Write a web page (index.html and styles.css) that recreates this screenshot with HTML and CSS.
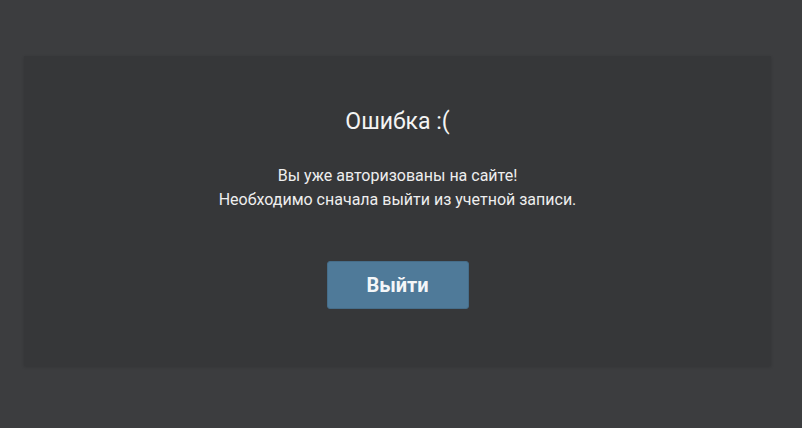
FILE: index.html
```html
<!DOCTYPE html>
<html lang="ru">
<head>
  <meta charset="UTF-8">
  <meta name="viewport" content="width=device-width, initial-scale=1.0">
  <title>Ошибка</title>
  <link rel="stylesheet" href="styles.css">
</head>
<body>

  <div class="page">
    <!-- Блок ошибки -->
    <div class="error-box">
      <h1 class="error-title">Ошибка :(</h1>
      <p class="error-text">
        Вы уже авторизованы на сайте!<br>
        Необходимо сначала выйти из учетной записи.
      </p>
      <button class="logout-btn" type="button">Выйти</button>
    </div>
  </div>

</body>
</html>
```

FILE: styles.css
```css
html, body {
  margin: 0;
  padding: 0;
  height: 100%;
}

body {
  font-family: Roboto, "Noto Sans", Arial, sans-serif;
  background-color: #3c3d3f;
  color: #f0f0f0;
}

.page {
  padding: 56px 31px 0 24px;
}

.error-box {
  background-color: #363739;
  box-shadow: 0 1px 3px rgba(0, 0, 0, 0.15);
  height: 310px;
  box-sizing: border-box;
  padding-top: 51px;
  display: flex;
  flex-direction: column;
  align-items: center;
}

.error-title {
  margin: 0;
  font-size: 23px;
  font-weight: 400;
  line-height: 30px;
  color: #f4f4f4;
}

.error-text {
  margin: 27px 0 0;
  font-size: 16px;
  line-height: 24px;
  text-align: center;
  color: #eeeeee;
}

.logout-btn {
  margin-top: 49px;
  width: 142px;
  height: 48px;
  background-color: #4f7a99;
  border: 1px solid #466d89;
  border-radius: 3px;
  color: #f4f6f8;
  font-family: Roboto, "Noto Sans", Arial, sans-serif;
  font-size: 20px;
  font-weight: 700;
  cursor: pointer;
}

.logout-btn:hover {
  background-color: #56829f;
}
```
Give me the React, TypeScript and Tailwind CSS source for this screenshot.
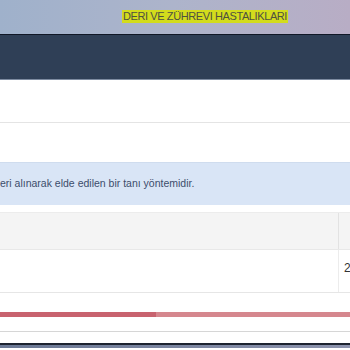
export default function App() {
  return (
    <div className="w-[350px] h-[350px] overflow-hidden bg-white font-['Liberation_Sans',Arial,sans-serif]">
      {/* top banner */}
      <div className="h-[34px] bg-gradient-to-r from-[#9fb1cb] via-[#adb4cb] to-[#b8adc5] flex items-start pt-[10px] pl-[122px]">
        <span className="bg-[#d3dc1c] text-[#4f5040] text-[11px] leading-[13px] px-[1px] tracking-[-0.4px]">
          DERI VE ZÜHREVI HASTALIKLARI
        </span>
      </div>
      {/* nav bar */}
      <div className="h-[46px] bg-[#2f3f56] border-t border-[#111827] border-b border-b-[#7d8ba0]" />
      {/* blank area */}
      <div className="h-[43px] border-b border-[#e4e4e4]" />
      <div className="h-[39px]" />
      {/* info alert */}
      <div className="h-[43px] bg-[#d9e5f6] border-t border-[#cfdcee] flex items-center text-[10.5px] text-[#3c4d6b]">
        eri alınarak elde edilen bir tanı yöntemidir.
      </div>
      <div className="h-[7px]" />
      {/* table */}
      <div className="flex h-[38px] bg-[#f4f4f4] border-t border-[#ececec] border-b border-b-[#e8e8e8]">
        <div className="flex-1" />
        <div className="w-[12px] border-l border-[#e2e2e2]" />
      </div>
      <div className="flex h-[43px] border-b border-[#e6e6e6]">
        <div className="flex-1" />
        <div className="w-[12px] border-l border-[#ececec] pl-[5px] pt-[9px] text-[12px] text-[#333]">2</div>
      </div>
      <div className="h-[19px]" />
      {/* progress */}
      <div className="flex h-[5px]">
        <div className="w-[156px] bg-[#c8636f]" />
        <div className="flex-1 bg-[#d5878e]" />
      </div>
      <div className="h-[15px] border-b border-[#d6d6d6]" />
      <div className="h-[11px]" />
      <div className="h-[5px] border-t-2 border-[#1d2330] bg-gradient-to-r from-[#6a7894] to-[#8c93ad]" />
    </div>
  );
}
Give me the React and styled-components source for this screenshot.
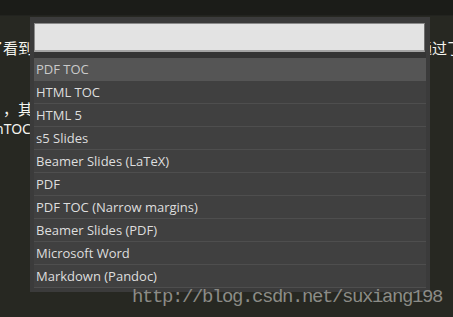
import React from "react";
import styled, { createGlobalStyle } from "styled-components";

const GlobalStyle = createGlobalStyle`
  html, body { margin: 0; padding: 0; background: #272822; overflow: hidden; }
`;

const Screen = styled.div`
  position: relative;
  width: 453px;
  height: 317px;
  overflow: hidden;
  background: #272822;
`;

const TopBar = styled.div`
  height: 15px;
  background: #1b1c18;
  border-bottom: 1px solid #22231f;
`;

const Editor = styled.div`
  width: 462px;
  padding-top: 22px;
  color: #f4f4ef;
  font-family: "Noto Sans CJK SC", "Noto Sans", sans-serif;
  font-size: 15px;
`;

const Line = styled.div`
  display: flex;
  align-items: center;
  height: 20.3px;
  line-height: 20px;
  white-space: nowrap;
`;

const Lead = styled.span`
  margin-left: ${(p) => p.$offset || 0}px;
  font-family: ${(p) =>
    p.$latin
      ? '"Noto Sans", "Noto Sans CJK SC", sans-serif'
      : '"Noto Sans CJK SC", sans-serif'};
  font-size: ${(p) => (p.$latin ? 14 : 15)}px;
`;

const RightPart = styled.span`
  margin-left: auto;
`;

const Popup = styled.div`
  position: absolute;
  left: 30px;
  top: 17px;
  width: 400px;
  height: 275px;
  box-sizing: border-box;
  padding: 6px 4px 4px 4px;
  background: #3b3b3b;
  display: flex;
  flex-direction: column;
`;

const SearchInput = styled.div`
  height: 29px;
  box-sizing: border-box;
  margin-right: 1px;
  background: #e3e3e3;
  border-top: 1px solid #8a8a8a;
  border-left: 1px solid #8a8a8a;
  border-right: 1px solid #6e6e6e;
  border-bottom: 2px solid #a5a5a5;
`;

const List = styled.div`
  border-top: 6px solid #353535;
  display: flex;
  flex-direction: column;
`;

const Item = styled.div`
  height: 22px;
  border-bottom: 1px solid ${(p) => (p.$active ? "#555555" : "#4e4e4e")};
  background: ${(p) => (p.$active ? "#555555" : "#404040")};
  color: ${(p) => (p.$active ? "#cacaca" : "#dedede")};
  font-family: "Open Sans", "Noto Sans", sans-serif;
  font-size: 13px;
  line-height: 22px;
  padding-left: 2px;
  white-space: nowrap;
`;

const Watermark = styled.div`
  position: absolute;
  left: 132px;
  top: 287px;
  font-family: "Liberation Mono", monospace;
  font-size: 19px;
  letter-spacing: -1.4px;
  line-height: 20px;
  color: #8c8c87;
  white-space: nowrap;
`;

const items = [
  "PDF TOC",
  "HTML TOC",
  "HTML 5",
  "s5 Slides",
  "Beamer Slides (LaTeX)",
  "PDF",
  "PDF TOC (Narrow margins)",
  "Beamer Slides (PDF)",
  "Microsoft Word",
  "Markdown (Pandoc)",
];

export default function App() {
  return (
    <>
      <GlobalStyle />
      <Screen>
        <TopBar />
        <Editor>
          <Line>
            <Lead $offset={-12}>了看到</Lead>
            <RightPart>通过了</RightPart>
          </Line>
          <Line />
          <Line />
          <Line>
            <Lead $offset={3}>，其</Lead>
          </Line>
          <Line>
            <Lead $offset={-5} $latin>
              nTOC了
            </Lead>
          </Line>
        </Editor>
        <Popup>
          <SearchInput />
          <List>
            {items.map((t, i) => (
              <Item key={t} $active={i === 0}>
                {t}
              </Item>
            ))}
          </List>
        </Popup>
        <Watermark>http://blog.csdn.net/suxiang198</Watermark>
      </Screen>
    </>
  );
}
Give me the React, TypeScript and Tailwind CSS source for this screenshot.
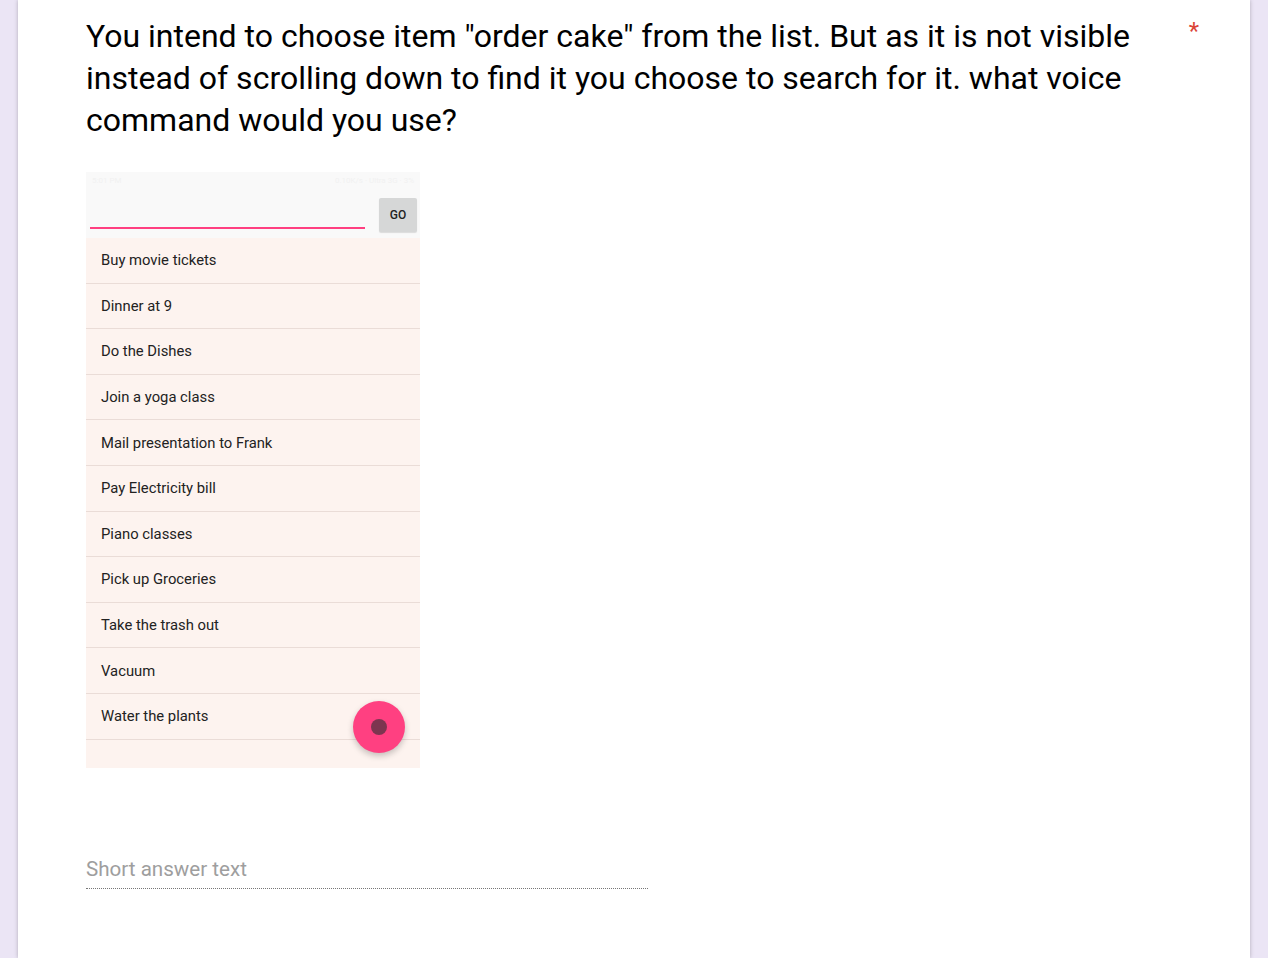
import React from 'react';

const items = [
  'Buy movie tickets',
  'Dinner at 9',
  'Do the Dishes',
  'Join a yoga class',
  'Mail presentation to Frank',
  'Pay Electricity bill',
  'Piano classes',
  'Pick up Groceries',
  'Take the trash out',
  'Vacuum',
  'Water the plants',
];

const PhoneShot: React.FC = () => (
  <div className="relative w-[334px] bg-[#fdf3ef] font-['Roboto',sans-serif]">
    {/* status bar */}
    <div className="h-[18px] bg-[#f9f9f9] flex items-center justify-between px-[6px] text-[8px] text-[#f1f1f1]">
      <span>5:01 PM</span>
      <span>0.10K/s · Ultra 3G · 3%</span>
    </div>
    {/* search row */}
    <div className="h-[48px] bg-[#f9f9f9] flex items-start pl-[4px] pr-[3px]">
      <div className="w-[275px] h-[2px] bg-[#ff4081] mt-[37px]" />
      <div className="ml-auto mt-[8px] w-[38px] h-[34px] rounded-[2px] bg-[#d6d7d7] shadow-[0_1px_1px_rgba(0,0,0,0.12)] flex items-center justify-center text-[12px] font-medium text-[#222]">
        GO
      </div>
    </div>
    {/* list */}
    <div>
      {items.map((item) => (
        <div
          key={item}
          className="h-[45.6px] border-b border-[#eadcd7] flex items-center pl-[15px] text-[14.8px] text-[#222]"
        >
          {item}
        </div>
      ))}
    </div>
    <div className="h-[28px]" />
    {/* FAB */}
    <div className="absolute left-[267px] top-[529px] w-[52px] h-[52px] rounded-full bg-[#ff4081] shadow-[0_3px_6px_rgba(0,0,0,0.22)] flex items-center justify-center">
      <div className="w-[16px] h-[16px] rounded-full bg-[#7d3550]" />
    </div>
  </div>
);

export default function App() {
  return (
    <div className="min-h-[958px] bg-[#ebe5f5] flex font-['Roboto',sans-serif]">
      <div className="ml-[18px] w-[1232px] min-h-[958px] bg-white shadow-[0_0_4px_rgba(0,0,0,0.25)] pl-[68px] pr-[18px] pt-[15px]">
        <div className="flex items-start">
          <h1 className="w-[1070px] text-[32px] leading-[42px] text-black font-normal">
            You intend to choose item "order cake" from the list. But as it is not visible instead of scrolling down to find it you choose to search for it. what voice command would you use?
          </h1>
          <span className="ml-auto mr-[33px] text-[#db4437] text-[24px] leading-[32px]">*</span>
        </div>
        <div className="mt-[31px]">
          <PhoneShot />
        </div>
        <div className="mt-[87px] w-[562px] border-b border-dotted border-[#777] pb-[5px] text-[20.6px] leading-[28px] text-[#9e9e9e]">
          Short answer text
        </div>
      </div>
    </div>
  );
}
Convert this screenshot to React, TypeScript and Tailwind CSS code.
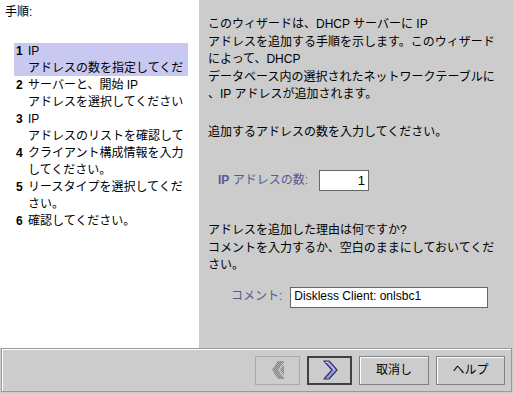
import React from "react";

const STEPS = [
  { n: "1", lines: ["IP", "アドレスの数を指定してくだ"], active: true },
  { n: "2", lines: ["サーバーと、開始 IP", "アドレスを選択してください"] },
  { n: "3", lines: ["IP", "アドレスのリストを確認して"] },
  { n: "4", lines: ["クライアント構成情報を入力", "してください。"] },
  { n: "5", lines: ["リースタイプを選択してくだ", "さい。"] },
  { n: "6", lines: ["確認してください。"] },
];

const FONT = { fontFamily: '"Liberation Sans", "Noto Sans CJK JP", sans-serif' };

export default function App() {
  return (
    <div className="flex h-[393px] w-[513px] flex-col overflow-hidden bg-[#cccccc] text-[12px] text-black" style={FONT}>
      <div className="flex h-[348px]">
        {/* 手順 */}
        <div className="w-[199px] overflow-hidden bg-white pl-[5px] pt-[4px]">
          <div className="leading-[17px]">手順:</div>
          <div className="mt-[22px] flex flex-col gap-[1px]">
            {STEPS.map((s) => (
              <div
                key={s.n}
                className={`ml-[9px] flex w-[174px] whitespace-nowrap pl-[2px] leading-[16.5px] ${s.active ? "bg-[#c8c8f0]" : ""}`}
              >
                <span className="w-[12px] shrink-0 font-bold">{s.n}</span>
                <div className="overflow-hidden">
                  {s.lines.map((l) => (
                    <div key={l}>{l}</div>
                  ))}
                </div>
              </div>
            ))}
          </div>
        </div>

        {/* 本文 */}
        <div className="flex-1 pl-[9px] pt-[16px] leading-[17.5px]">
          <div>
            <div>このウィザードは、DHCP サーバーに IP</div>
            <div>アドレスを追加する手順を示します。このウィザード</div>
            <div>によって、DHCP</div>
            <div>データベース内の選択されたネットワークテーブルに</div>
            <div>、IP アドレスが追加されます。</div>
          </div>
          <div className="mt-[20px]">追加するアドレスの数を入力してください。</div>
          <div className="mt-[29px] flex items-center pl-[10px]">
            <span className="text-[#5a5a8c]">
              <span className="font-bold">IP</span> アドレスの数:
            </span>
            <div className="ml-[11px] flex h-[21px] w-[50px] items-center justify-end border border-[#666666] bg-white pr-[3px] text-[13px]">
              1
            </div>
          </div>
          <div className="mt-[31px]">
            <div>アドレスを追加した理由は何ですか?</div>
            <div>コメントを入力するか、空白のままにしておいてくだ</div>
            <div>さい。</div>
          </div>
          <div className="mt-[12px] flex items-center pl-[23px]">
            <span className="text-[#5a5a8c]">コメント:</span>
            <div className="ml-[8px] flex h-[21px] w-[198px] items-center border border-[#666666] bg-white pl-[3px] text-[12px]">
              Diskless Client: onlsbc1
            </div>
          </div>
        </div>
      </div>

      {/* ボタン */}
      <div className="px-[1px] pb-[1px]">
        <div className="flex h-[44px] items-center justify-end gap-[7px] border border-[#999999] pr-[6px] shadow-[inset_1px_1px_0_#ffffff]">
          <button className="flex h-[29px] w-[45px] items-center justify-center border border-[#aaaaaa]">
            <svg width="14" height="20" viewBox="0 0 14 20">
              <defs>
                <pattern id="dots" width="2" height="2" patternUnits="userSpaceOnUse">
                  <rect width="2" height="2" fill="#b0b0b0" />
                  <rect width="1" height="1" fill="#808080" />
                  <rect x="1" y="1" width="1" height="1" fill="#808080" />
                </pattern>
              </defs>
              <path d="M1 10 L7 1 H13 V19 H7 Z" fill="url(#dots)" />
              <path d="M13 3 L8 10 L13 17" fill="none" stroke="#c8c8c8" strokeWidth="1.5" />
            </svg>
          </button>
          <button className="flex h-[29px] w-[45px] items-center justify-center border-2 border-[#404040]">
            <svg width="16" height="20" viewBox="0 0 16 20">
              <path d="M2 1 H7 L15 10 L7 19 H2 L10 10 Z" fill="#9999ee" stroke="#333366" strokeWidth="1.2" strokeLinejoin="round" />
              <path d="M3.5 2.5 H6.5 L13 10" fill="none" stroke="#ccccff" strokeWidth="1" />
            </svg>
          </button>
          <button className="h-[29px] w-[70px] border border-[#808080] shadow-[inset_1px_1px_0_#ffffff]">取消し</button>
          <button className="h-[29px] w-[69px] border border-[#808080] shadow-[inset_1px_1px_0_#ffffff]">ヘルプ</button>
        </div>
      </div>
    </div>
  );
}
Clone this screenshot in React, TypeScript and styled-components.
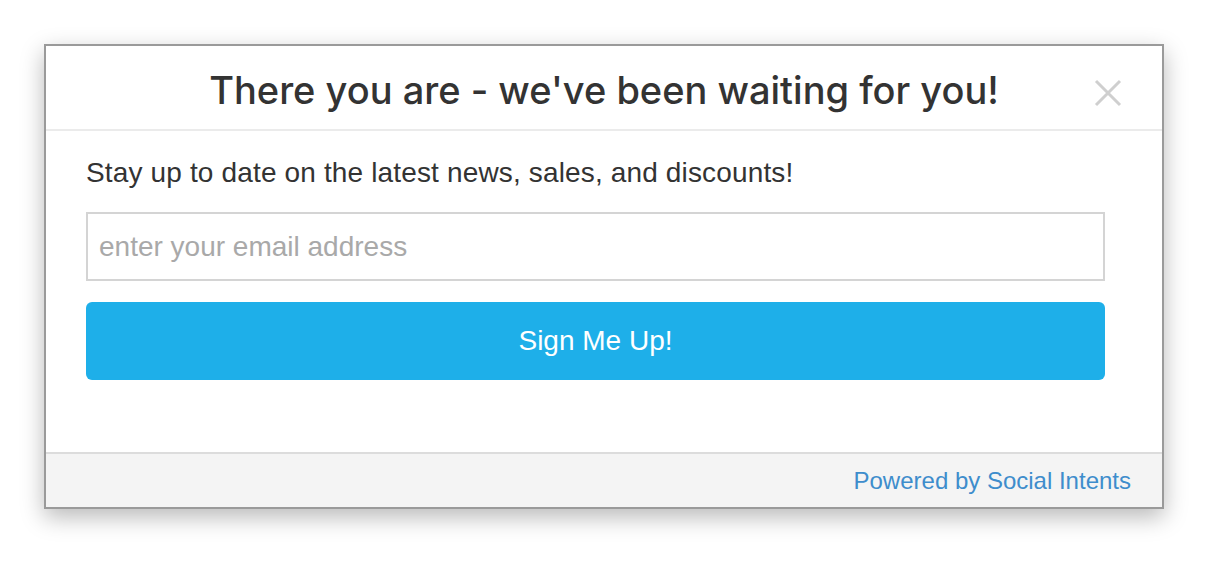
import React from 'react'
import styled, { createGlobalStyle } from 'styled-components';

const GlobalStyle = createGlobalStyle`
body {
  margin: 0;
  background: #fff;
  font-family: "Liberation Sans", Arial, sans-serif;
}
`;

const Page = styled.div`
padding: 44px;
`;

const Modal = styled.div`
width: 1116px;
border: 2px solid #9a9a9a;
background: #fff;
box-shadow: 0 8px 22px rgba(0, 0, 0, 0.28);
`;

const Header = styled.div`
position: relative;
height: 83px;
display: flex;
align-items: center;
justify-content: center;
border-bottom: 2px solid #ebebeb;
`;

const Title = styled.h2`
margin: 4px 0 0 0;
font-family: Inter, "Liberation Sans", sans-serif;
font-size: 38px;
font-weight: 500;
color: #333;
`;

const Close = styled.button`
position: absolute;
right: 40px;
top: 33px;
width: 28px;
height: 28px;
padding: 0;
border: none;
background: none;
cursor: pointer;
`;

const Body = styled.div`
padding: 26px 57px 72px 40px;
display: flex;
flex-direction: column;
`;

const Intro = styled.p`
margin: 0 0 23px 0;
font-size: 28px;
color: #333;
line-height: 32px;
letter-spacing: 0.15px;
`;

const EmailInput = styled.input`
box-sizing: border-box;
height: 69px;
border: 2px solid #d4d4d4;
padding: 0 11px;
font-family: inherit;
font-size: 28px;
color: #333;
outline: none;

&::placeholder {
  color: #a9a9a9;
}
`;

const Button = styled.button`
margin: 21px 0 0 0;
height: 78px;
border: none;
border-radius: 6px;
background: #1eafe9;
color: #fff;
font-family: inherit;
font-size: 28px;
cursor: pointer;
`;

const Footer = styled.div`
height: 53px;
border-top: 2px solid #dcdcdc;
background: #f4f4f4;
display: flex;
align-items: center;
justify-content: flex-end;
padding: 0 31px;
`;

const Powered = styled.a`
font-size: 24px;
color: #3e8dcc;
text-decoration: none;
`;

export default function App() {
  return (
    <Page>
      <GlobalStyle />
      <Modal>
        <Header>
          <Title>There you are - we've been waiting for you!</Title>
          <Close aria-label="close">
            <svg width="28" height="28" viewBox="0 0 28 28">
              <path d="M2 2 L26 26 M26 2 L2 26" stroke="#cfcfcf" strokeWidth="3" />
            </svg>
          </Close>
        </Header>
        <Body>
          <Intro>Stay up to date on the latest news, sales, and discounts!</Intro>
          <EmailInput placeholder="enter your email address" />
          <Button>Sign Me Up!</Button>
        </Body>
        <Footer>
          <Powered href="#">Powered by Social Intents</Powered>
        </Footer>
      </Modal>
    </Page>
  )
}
------------------------------------
▶ [To be done]:
Tally the lines of the records holding the word "TypeScript", then give only the resulting number.

▶ [Solved problem]:
4